-- start Dataset extract --
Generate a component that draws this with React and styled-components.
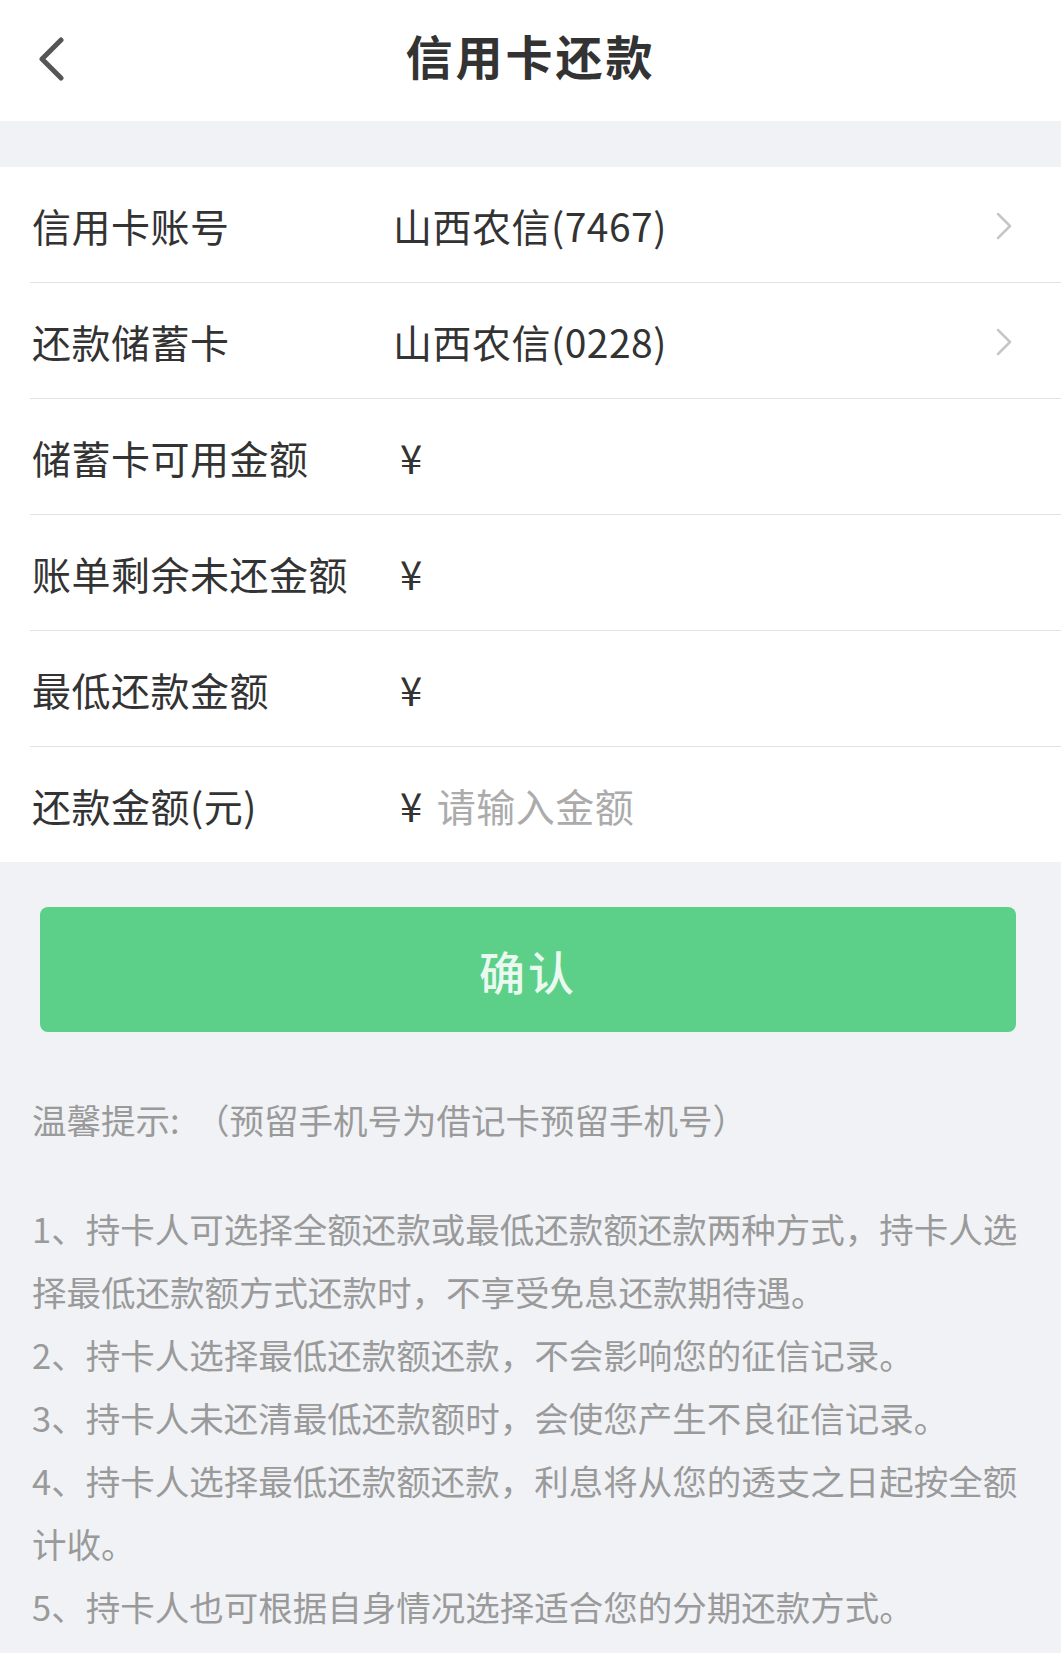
-- end Dataset extract --
-- start Dataset extract --
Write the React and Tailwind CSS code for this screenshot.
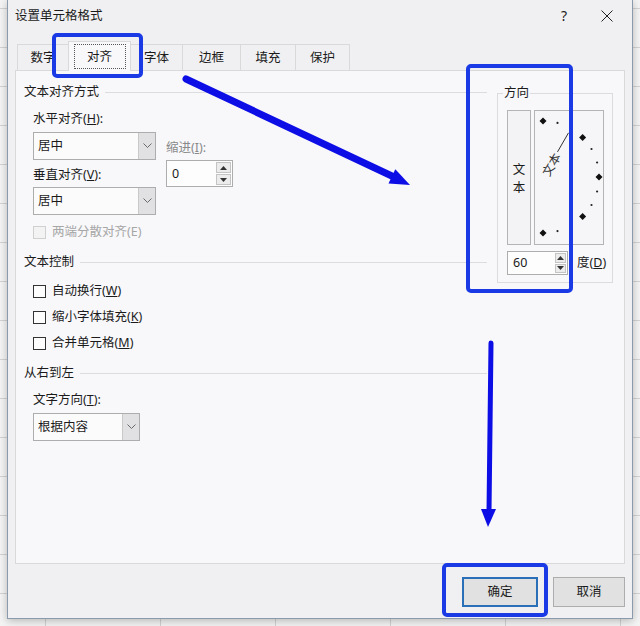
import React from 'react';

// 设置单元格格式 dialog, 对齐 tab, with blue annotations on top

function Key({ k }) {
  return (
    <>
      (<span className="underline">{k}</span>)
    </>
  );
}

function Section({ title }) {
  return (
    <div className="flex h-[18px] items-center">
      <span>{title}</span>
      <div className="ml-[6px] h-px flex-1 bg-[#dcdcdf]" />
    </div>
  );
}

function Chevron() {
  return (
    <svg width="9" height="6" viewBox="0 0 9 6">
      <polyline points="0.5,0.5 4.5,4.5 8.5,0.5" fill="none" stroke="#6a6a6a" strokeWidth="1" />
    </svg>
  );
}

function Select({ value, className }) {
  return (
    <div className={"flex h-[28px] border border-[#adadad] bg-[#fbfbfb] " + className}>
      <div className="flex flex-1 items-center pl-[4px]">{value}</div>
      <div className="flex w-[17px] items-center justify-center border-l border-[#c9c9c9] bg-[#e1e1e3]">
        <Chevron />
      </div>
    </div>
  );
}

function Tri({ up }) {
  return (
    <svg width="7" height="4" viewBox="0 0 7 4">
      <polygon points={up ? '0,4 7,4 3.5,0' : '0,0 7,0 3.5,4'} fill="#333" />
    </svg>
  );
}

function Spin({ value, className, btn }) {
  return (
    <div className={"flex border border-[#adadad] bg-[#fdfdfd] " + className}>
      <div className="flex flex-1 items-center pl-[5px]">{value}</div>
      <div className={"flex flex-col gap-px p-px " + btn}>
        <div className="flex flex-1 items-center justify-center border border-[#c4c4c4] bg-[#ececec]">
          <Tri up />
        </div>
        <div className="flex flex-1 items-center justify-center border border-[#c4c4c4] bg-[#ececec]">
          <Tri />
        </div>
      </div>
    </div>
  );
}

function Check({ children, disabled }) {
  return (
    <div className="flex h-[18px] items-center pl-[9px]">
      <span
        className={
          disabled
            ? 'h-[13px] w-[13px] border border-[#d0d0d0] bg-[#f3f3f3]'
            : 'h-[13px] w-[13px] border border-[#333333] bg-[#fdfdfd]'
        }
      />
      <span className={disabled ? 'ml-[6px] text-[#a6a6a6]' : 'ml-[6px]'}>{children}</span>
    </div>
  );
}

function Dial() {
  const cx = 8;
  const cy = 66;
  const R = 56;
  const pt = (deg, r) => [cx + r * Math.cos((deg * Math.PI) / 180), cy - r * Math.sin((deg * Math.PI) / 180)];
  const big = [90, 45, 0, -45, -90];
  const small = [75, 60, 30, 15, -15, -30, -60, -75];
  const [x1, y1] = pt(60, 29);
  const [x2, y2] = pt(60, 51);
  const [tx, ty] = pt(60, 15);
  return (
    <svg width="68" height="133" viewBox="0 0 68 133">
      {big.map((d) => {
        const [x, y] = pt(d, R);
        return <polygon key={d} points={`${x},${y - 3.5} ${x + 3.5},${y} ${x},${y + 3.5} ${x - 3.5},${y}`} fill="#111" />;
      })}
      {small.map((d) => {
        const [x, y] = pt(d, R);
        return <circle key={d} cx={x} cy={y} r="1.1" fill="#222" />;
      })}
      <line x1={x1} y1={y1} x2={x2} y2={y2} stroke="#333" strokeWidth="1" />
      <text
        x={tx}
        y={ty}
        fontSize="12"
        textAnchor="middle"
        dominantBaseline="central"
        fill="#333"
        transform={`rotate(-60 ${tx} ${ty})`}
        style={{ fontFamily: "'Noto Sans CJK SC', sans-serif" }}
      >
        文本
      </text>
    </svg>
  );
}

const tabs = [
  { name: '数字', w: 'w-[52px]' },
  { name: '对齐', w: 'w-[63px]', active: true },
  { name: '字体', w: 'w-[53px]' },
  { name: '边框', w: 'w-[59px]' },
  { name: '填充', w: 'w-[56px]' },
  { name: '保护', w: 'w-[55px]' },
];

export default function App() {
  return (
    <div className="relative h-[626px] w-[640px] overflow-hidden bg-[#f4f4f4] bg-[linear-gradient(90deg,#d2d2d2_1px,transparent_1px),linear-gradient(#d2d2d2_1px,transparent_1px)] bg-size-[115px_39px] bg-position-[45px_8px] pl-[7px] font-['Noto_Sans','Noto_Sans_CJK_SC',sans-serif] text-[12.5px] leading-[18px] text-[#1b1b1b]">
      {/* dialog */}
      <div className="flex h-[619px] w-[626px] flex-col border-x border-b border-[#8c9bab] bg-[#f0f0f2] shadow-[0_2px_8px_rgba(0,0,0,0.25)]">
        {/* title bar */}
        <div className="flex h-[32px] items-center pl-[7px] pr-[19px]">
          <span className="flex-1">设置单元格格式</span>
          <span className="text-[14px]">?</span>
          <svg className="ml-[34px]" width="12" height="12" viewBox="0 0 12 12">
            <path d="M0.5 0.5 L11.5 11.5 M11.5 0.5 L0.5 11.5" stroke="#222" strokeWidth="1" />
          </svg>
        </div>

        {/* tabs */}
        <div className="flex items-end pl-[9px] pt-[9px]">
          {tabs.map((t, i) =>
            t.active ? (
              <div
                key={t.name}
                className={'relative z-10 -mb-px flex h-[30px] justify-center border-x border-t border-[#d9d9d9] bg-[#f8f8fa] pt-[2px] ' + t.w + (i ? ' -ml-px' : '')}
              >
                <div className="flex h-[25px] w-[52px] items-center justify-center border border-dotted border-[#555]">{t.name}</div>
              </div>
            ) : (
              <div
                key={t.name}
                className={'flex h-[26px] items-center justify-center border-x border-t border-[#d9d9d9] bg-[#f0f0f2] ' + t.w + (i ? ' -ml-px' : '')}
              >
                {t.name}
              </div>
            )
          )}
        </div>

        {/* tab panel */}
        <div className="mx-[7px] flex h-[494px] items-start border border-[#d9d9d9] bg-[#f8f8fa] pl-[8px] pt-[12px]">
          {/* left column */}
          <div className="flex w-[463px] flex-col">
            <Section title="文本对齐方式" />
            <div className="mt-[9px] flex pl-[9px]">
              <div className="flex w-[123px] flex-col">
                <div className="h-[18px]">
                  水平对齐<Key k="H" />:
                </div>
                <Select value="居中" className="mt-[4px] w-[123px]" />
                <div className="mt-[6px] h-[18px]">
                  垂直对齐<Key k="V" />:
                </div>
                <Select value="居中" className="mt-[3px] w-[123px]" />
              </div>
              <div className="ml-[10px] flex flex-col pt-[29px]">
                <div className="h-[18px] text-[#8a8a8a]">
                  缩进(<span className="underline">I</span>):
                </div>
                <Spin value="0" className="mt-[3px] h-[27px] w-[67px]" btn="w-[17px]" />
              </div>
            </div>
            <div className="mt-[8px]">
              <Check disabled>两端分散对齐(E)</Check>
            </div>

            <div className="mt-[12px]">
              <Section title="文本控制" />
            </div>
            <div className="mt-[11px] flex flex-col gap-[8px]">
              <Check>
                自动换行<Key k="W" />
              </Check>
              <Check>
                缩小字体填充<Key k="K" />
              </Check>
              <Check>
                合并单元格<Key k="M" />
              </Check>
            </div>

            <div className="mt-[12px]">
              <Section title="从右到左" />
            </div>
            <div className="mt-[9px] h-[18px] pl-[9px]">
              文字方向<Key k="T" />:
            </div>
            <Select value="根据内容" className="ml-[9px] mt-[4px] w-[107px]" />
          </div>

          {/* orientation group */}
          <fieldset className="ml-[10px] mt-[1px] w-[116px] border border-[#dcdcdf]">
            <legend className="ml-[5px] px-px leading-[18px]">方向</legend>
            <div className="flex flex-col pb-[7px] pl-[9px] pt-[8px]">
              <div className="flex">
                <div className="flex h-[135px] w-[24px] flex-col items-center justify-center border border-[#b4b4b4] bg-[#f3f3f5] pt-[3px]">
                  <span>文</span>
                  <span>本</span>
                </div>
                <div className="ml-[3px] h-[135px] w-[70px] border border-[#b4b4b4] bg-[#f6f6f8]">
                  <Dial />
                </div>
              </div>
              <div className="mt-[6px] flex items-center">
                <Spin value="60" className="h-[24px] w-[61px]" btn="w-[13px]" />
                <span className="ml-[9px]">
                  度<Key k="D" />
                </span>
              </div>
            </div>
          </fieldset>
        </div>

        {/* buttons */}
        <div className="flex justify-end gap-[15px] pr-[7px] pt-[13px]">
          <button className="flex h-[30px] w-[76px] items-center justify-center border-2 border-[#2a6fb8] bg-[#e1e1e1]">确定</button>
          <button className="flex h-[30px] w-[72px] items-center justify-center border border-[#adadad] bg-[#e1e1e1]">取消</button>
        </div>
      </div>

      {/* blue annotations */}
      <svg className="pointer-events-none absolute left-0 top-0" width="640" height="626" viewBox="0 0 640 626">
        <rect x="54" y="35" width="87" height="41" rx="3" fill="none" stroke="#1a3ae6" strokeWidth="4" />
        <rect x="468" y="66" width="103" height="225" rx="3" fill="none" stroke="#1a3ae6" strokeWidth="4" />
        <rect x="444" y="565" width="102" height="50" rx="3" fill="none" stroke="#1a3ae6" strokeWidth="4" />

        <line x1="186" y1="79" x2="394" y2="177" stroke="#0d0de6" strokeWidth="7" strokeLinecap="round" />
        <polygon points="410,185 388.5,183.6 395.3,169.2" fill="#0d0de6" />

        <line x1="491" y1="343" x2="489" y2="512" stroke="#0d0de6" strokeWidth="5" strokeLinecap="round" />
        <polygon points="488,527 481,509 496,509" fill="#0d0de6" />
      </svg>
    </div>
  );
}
-- end Dataset extract --
Your task ▸ Only lines that contain the word "React" are wanted; copy each of them.

Exercise solution ▸
Generate a component that draws this with React and styled-components.
Write the React and Tailwind CSS code for this screenshot.
import React from 'react';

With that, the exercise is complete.